- **Goal of the exercise**: Count every line that holds the string "page", and report the number alone.

- **Given data**:
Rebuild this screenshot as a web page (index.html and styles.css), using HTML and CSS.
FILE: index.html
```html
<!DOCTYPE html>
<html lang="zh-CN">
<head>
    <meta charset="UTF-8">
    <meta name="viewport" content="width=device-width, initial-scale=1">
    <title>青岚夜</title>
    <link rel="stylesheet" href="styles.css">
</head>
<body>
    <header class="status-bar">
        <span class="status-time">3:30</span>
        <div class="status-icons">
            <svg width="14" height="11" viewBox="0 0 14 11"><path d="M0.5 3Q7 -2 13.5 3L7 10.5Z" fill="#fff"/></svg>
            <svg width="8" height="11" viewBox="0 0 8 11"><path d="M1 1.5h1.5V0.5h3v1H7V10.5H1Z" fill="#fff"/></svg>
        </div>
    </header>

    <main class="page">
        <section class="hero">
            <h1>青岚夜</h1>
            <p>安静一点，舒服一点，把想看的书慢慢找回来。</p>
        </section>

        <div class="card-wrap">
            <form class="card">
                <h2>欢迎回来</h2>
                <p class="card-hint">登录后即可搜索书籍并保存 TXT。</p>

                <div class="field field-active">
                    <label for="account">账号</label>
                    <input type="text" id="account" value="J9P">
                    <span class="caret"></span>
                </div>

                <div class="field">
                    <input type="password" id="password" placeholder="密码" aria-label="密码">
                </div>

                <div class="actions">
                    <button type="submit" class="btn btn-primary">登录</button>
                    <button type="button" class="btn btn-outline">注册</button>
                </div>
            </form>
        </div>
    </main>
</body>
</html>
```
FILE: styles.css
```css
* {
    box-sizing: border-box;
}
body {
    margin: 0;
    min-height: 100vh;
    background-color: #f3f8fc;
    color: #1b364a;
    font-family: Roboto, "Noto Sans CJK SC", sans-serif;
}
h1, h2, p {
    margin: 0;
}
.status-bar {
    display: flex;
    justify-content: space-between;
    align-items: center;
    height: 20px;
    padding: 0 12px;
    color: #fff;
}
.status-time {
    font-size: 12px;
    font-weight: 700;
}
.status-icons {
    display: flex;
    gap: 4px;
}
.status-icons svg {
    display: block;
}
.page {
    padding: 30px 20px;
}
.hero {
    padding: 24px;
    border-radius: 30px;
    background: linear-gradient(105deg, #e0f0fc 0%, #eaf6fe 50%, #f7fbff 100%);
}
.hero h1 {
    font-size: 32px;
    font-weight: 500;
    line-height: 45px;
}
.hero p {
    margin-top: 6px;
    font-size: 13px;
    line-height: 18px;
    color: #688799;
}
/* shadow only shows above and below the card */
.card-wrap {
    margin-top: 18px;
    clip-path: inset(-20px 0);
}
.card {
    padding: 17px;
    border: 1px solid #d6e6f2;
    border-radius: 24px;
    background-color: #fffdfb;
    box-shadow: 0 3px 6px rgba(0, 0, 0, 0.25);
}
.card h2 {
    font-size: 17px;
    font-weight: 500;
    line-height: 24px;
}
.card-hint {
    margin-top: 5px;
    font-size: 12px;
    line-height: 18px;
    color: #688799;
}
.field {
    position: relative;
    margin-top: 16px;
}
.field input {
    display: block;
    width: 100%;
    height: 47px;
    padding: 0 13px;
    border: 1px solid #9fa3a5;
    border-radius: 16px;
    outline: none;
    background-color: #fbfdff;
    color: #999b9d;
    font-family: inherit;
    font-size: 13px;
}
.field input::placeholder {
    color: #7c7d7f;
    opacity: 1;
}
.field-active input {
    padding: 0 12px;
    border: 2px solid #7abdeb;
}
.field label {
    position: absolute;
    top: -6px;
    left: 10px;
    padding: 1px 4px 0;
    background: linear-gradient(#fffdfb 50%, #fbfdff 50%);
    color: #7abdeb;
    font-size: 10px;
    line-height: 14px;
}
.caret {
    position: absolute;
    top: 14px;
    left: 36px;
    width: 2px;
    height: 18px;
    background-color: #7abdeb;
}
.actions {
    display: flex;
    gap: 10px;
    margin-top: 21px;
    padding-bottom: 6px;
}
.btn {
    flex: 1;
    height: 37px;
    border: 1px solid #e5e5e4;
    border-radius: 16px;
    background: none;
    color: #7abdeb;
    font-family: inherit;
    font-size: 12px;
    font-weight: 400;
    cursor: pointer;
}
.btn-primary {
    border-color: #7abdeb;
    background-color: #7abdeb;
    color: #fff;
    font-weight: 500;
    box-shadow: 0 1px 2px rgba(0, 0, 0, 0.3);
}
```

- **Expected output**: 3